The post A Real Time Clock IC (DS1307) project using the PIC micro. appeared first on PIC Microcontroller.

Introduction

There are many DIY versions of WWVB clock designs available on the web. Commercial “atomic” clocks are inexpensive and widely available, but I wanted to try my hand at designing one to gain insight into WWVB reception and to learn a little about programming a PIC microcontroller. My version is not the simplest available, but it works well and I think it offers a few unique features.

WWVB Clock Features

• Receives time broadcast from WWVB, Fort Collins, CO
• Auto synchronizes internal time with WWVB time
• Maintains local time when WWVB signal is lost
• This version is for Pacific Standard Time, and auto detects/corrects for Daylignt Savings Time
• 6-digit display of hours, minutes, seconds using 1″ seven-segment LED displays
• WWVB sync indicator
• Time display is in 12-hour format
• PIC 16F628 microcontroller
• Software written in C
• All tools (schematic editor, C compiler, PCB layout software, PIC programmer are free and available for download on the web.

A complete description and specification for the WWVB broadcasts is available (free), document # 432, attf.nist.gov/general/pdf/1383.pdf The WWVB signal is broadcast as a 60 kHz carrier that is AM modulated with a time code frame that is updated once per minute. The data rate is one bit per second. Along with time code information, the data frame also contains synchronization bits, calendar data, UT1 correction, leap year, and leap second data. The clock design presented here only decodes the time data and daylight savings correction data. The software could easily be modified to include decoding of the other information bits, if desired. The the low frequency WWVB signal strength is weak and reception can be problematic. Signal acquisition time is variable, depending on location and atmospheric conditions. Reception is usually best at night between 8pm – 4am. To use the clock, just apply power and wait for reception of the WWVB signal. When the clock receives a complete error-free frame of data, it will automatically reset the display to show the correct time. After the initial time correction, the clock will maintain time even if WWVB reception is lost.

Hardware Description

As shown in the schematic (pdf format), the heart of the clock is a PIC 16F628 microcontroller running at 4 MHz. Decoded time data is sequentially output from the microcontroller (RA0 – RA3) to the 7-segment decoder/drivers on a 4-bit data bus. The data is output sequentially as seconds, 10s of seconds, minutes, 10s of minutes, hours, and 10s of hours. The microcontroller outputs (RB1, RB2, RB3) route a 10 uSec stroble pulse from RB4 out to each of the 7-segment decoder/drivers at the proper time to latch the data bus values. Seconds and 10s of seconds display values are updated once per second. Minutes, 10s of minutes, hours, and 10s of hours are updated once per minute. The display consists of 1″ red-orange LED 7-segment displays. The decimal points on the displays are used to form colons to separate the seconds, minutes, and hours. The 10s of seconds and 10s of minutes displays are mounted upside down to form the upper colon dots. The WWVB receiver is a C-MAX model CMMR-6 and is available from Digi-Key (www.digikey.com) as part # 561-1014-ND complete with loopstick antenna. Data output from the receiver is sampled by the microcontroller on RB0.

Construction

I have built two of these clocks, one using point-to-point wiring and one using a pcb. Both versions perform well. Just keep the receiver away from noise sources and the wire / trace lengths short to minimize inductance. I found that the receiver is also sensitive to magnetic fields produced by power supplies. I used a 9V, 200 mA “wall-wart” instead of an internal power supply to eliminate this problem.

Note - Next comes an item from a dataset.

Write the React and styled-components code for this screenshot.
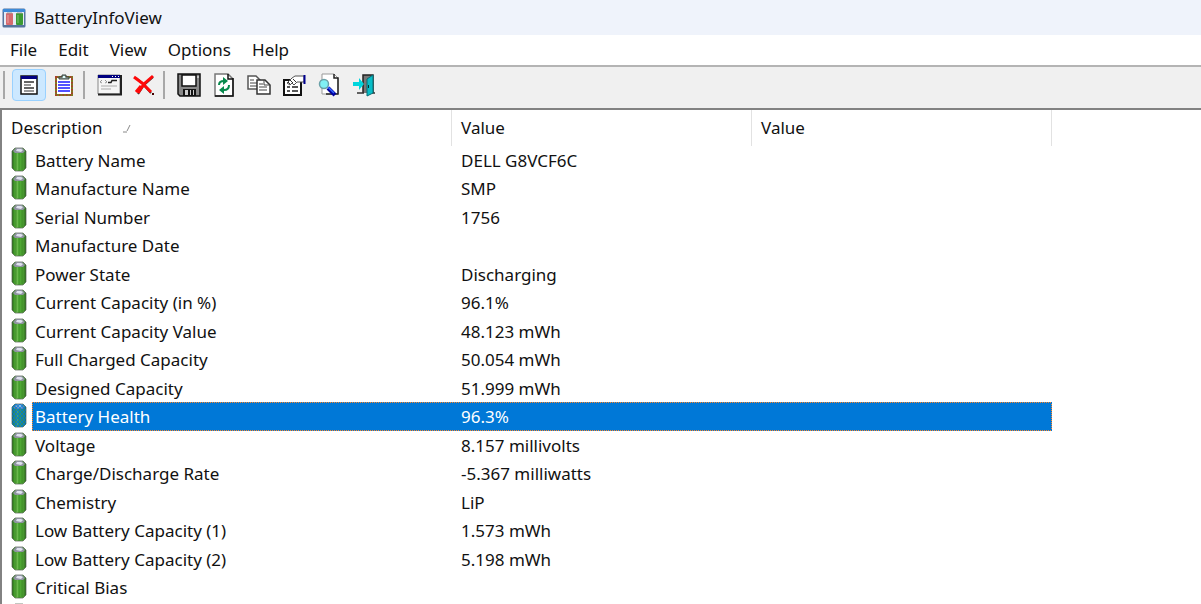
import React from "react";
import styled, { createGlobalStyle, css } from "styled-components";

const rows = [
  ["Battery Name", "DELL G8VCF6C"],
  ["Manufacture Name", "SMP"],
  ["Serial Number", "1756"],
  ["Manufacture Date", ""],
  ["Power State", "Discharging"],
  ["Current Capacity (in %)", "96.1%"],
  ["Current Capacity Value", "48.123 mWh"],
  ["Full Charged Capacity", "50.054 mWh"],
  ["Designed Capacity", "51.999 mWh"],
  ["Battery Health", "96.3%"],
  ["Voltage", "8.157 millivolts"],
  ["Charge/Discharge Rate", "-5.367 milliwatts"],
  ["Chemistry", "LiP"],
  ["Low Battery Capacity (1)", "1.573 mWh"],
  ["Low Battery Capacity (2)", "5.198 mWh"],
  ["Critical Bias", ""],
  ["", ""],
];

const selected = "Battery Health";

const GlobalStyle = createGlobalStyle`
  * {
    box-sizing: border-box;
  }
  body {
    margin: 0;
    overflow: hidden;
    background: #fff;
    color: #111;
    font-family: "Noto Sans", "Open Sans", sans-serif;
    font-size: 17px;
  }
`;

const BatteryIcon = ({ active }) => (
  <svg width="16" height="25" viewBox="0 0 16 25" aria-hidden="true">
    <defs>
      <linearGradient id="cell">
        <stop offset="0" stopColor="#2c6a1c" />
        <stop offset="0.15" stopColor="#3d9426" />
        <stop offset="0.35" stopColor="#7cc75c" />
        <stop offset="0.5" stopColor="#3f9a28" />
        <stop offset="0.7" stopColor="#5cb43e" />
        <stop offset="1" stopColor="#2c6a1c" />
      </linearGradient>
      <pattern id="dither" width="4" height="4" patternUnits="userSpaceOnUse">
        <path d="M0 0h2v2H0zM2 2h2v2H2z" fill="#0078d7" />
      </pattern>
    </defs>
    <path d="M1 4l3-3h8l3 3v17l-3 3H4l-3-3z" fill="url(#cell)" stroke="#52604e" strokeWidth="0.700" />
    <path d="M5 5v18M11 5v18" stroke="#2d7a1a" strokeWidth="0.800" />
    <path d="M2 4l3-3h6l3 3-2 2H4z" fill="#8f93a0" />
    <path d="M5 4l1-2h4l2 1-2 2z" fill="#dfe1ee" />
    {active && (
      <>
        <path d="M1 4l3-3h8l3 3v17l-3 3H4l-3-3z" fill="#0078d7" opacity="0.4" />
        <path d="M1 4l3-3h8l3 3v17l-3 3H4l-3-3z" fill="url(#dither)" opacity="0.7" />
      </>
    )}
  </svg>
);

const AppIcon = () => (
  <svg width="24" height="20" viewBox="0 0 24 20" aria-hidden="true">
    <rect x="0.500" y="0.500" width="23" height="19" rx="1.500" fill="#56749e" />
    <path d="M1 1h22v3H1z" fill="#3d8ad8" />
    <path d="M2 4h20v13H2z" fill="#e6ecf6" />
    <rect x="4" y="5" width="7" height="12" rx="1" fill="#d66a6e" />
    <rect x="14" y="5" width="7" height="12" rx="1" fill="#3b9a32" />
    <path d="M5 5h5M15 5h5" stroke="#999" />
    <path d="M6 7v8" stroke="#eda0a0" />
    <path d="M16 7v8" stroke="#7cc670" />
  </svg>
);

const PropertiesIcon = () => (
  <svg width="18" height="20" viewBox="0 0 18 20" aria-hidden="true">
    <path d="M1 1h16v18H1z" fill="#fff" stroke="#111" strokeWidth="1.500" />
    <path d="M1 1h16v3H1z" fill="#000080" />
    <path d="M4 7h10M4 13h10" stroke="#333" strokeWidth="1.500" />
    <path d="M4 10h7M4 16h10" stroke="#777" strokeWidth="1.500" />
  </svg>
);

const ClipboardIcon = () => (
  <svg width="20" height="22" viewBox="0 0 20 22" aria-hidden="true">
    <path d="M2 3h16v18H2z" fill="#fff" stroke="#7d7a20" strokeWidth="2" />
    <path d="M2 3h16v18H2z" fill="none" stroke="#a8402c" strokeWidth="2" strokeDasharray="1.500 2" />
    <path d="M4 8h12M4 11h12M4 14h12M4 17h12" stroke="#1818ff" strokeWidth="1.500" />
    <path d="M5 5V3h3V1h4v2h3v2z" fill="#9ba9a3" stroke="#37443f" />
    <path d="M9 2h2v2H9z" fill="#dfffff" />
  </svg>
);

const WindowIcon = () => (
  <svg width="25" height="22" viewBox="0 0 25 22" aria-hidden="true">
    <path d="M1 1h22v19H1z" fill="#f6f6f6" stroke="#888" />
    <path d="M1 20.500h23V1" fill="none" stroke="#222" strokeWidth="2" />
    <path d="M1 1h22v3H1z" fill="#000080" />
    <path d="M15 2.500h1M18 2.500h1M21 2.500h1" stroke="#fff" />
    <path d="M5 6L3 8l2 1M8 6l2 2-2 1" fill="none" stroke="#999" />
    <path d="M20 6.500h-5l-1 2h-3" fill="none" stroke="#222" strokeWidth="1.500" />
    <path d="M4 12h16M4 15h10" stroke="#aaa" />
  </svg>
);

const DeleteIcon = () => (
  <svg width="22" height="22" viewBox="0 0 22 22" aria-hidden="true">
    <path d="M3 4l7 6 8 9M20 3l-9 8-6 9" fill="none" stroke="#333" strokeWidth="2" />
    <path d="M1 3l8 6 9 9M20 2l-9 8-6 9" fill="none" stroke="#ff0808" strokeWidth="3" />
    <path d="M3 18l5-6" stroke="#ff0808" strokeWidth="3" />
    <path d="M19 19h2v2h-2z" fill="#400" />
  </svg>
);

const SaveIcon = () => (
  <svg width="24" height="24" viewBox="0 0 24 24" aria-hidden="true">
    <path d="M1 1h22v22H3l-2-2z" fill="#888" stroke="#111" strokeWidth="1.500" />
    <path d="M5 2h14v11H5z" fill="#fff" stroke="#111" strokeWidth="1.500" />
    <path d="M6 16h13v7H6z" fill="#111" />
    <path d="M8 17h3v5H8zM13 17h1v5h-1zM16 17h1v5h-1z" fill="#ccc" />
    <path d="M20.500 3h1v2h-1z" fill="#fff" />
  </svg>
);

const RefreshIcon = () => (
  <svg width="20" height="24" viewBox="0 0 20 24" aria-hidden="true">
    <path d="M1 1h13l5 5v17H1z" fill="#fff" stroke="#777" strokeWidth="1.500" />
    <path d="M14 1v5h5M19 5v18H1" fill="none" stroke="#111" strokeWidth="1.500" />
    <path d="M5 12c0-3 2-4 5-4M15 12c0 3-2 5-5 5" fill="none" stroke="#078a4d" strokeWidth="2" />
    <path d="M9 4l5 4-5 4zM10 13l-5 4 5 4z" fill="#078a4d" />
  </svg>
);

const CopyIcon = () => (
  <svg width="24" height="20" viewBox="0 0 24 20" aria-hidden="true">
    <path d="M1 1h8l4 4v9H1z" fill="#fff" stroke="#555" strokeWidth="1.500" />
    <path d="M3 5h4M3 8h7M3 11h7" stroke="#444" />
    <path d="M10 5h8l5 5v9H10z" fill="#fff" stroke="#333" strokeWidth="1.500" />
    <path d="M17 5v5h6M12 9h4M12 12h8M12 15h8" fill="none" stroke="#444" />
  </svg>
);

const OptionsIcon = () => (
  <svg width="24" height="22" viewBox="0 0 24 22" aria-hidden="true">
    <path d="M2 6h17v15H2z" fill="#fff" stroke="#111" strokeWidth="2" />
    <path d="M5 13h3M5 17h3M10 13h6M10 17h6" stroke="#222" strokeWidth="1.500" />
    <path d="M5 9l5-5 3-2h9v6h-7l-3 3-2-2-2 2z" fill="#fff" stroke="#555" />
    <path d="M6 8l2 2M8 6l3 3M11 5l3 3" stroke="#333" />
    <path d="M22.500 1v9" stroke="#000090" strokeWidth="2" />
  </svg>
);

const FindIcon = () => (
  <svg width="22" height="24" viewBox="0 0 22 24" aria-hidden="true">
    <path d="M4 1h12l4 4v16H4z" fill="#fff" stroke="#999" />
    <path d="M16 1v4h4v16H8" fill="none" stroke="#222" strokeWidth="1.500" />
    <circle cx="6" cy="11" r="4.500" fill="#80f0f5" stroke="#6aa0a8" strokeWidth="1.500" />
    <path d="M10 15l7 7" stroke="#0000a0" strokeWidth="4" />
    <path d="M10 14l6 6" stroke="#3568ff" strokeWidth="1.500" />
  </svg>
);

const ExitIcon = () => (
  <svg width="24" height="24" viewBox="0 0 24 24" aria-hidden="true">
    <path d="M11 20V2h10v18" fill="#777" stroke="#222" strokeWidth="1.500" />
    <path d="M5 20h7M20 20h3" stroke="#333" strokeWidth="1.500" />
    <path d="M21 2v18l-6 3V6z" fill="#08bec8" stroke="#076e76" />
    <path d="M16.500 12v3" stroke="#033" />
    <path d="M1 9h6V5l5 6-5 6v-4H1z" fill="#00d5dc" />
  </svg>
);

const tools = [
  [
    ["Properties", PropertiesIcon, true],
    ["Copy report", ClipboardIcon],
  ],
  [
    ["Window", WindowIcon],
    ["Delete", DeleteIcon],
  ],
  [
    ["Save", SaveIcon],
    ["Refresh", RefreshIcon],
    ["Copy", CopyIcon],
    ["Options", OptionsIcon],
    ["Find", FindIcon],
    ["Exit", ExitIcon],
  ],
];

const App = () => {
  return (
    <Window>
      <GlobalStyle />
      <TitleBar>
        <AppIcon />
        <span>BatteryInfoView</span>
      </TitleBar>
      <MenuBar>
        {["File", "Edit", "View", "Options", "Help"].map((m) => (
          <MenuButton key={m}>{m}</MenuButton>
        ))}
      </MenuBar>
      <ToolBar>
        {tools.map((group, i) => (
          <ToolGroup key={i}>
            {group.map(([name, Icon, on]) => (
              <ToolButton key={name} aria-label={name} $on={on}>
                <Icon />
              </ToolButton>
            ))}
          </ToolGroup>
        ))}
      </ToolBar>
      <ListView>
        <Table>
          <colgroup>
            <Col $width="30px" />
            <Col $width="420px" />
            <Col $width="300px" />
            <Col $width="300px" />
            <Col />
          </colgroup>
          <thead>
            <tr>
              <HeadCell colSpan={2}>
                Description
                <SortMark width="8" height="8" viewBox="0 0 8 8">
                  <path d="M0 7h4M4 6l3-6" fill="none" stroke="#888" />
                </SortMark>
              </HeadCell>
              <HeadCell>Value</HeadCell>
              <HeadCell>Value</HeadCell>
              <HeadCell $last />
            </tr>
          </thead>
          <tbody>
            {rows.map(([name, value]) => (
              <Row key={name} $selected={name === selected}>
                <IconCell>
                  <BatteryIcon active={name === selected} />
                </IconCell>
                <NameCell>{name}</NameCell>
                <Cell>{value}</Cell>
                <Cell />
                <td />
              </Row>
            ))}
          </tbody>
        </Table>
      </ListView>
    </Window>
  );
};

const Window = styled.div`
  height: 100vh;
  display: flex;
  flex-direction: column;
  overflow: hidden;
`;

const TitleBar = styled.header`
  flex: none;
  height: 35px;
  display: flex;
  align-items: center;
  gap: 8px;
  padding: 0 2px;
  background: #eff3fb;
`;

const MenuBar = styled.nav`
  flex: none;
  height: 30px;
  display: flex;
  align-items: center;
  gap: 21px;
  padding: 0 10px 2px;
`;

const MenuButton = styled.button`
  padding: 0;
  border: 0;
  background: none;
  color: inherit;
  font: inherit;
`;

const ToolBar = styled.div`
  flex: none;
  height: 43px;
  display: flex;
  align-items: center;
  padding: 0 3px 6px;
  border-top: 2px solid #b4b4b4;
  background: #f0f0f0;
`;

const ToolGroup = styled.div`
  height: 28px;
  display: flex;
  align-items: center;
  gap: 1px;
  padding: 0 2px 0 7px;
  border-left: 2px solid #a8a8a8;
`;

const ToolButton = styled.button`
  width: 34px;
  height: 32px;
  display: flex;
  align-items: center;
  justify-content: center;
  padding: 0;
  border: 1px solid ${(props) => (props.$on ? "#99d1ff" : "transparent")};
  border-radius: 4px;
  background: ${(props) => (props.$on ? "#cce8ff" : "none")};
`;

const ListView = styled.main`
  flex: 1;
  min-height: 0;
  overflow: hidden;
  border-top: 2px solid #828282;
  border-left: 2px solid #828282;
`;

const Table = styled.table`
  width: 100%;
  table-layout: fixed;
  border-collapse: separate;
  border-spacing: 0;
  line-height: 24px;
  white-space: nowrap;

  td,
  th {
    padding: 0;
  }
`;

const Col = styled.col`
  width: ${(props) => props.$width || "auto"};
`;

const HeadCell = styled.th`
  && {
    height: 36px;
    padding-left: 9px;
    font-weight: 400;
    text-align: left;
    border-right: ${(props) => (props.$last ? "0" : "1px solid #e2e2e2")};
  }
`;

const SortMark = styled.svg`
  margin-left: 21px;
  vertical-align: 1px;
`;

const IconCell = styled.td`
  && {
    padding: 1px 0 0 9px;
    vertical-align: top;
  }
  svg {
    display: block;
  }
`;

const NameCell = styled.td`
  && {
    padding: 1px 0 0 3px;
  }
`;

const Cell = styled.td`
  && {
    padding: 1px 0 0 9px;
  }
`;

const dotsX = "repeating-linear-gradient(90deg, #ff8728 0 1px, #0078d7 1px 2px)";
const dotsY = "repeating-linear-gradient(#ff8728 0 1px, #0078d7 1px 2px)";

// dotted focus frame round the whole selected row, icon left out
const Row = styled.tr`
  height: 28px;

  &:nth-child(even) {
    height: 29px;
  }

  ${(props) =>
    props.$selected &&
    css`
      color: #fff;

      ${NameCell}, ${Cell} {
        background:
          ${dotsX} top / 100% 1px no-repeat,
          ${dotsX} bottom / 100% 1px no-repeat,
          #0078d7;
      }
      ${NameCell} {
        background:
          ${dotsX} top / 100% 1px no-repeat,
          ${dotsX} bottom / 100% 1px no-repeat,
          ${dotsY} left / 1px 100% no-repeat,
          #0078d7;
      }
      ${Cell}:nth-child(4) {
        background:
          ${dotsX} top / 100% 1px no-repeat,
          ${dotsX} bottom / 100% 1px no-repeat,
          ${dotsY} right / 1px 100% no-repeat,
          #0078d7;
      }
    `}
`;

export default App;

My pcb was designed using Free PCB software www.freepcb.com. The artwork contains both the main board and the display board on a single layout to save the cost of two separate boards. I purchased the pcb from www.4pcb.com by sending them the gerber files and using their “bare-bones” process. The “bare-bones” process does not include solder mask nor silk-screen. Just cut off the display board from the main board and mount it at a right angle to the main board and wire them together using the pads provided.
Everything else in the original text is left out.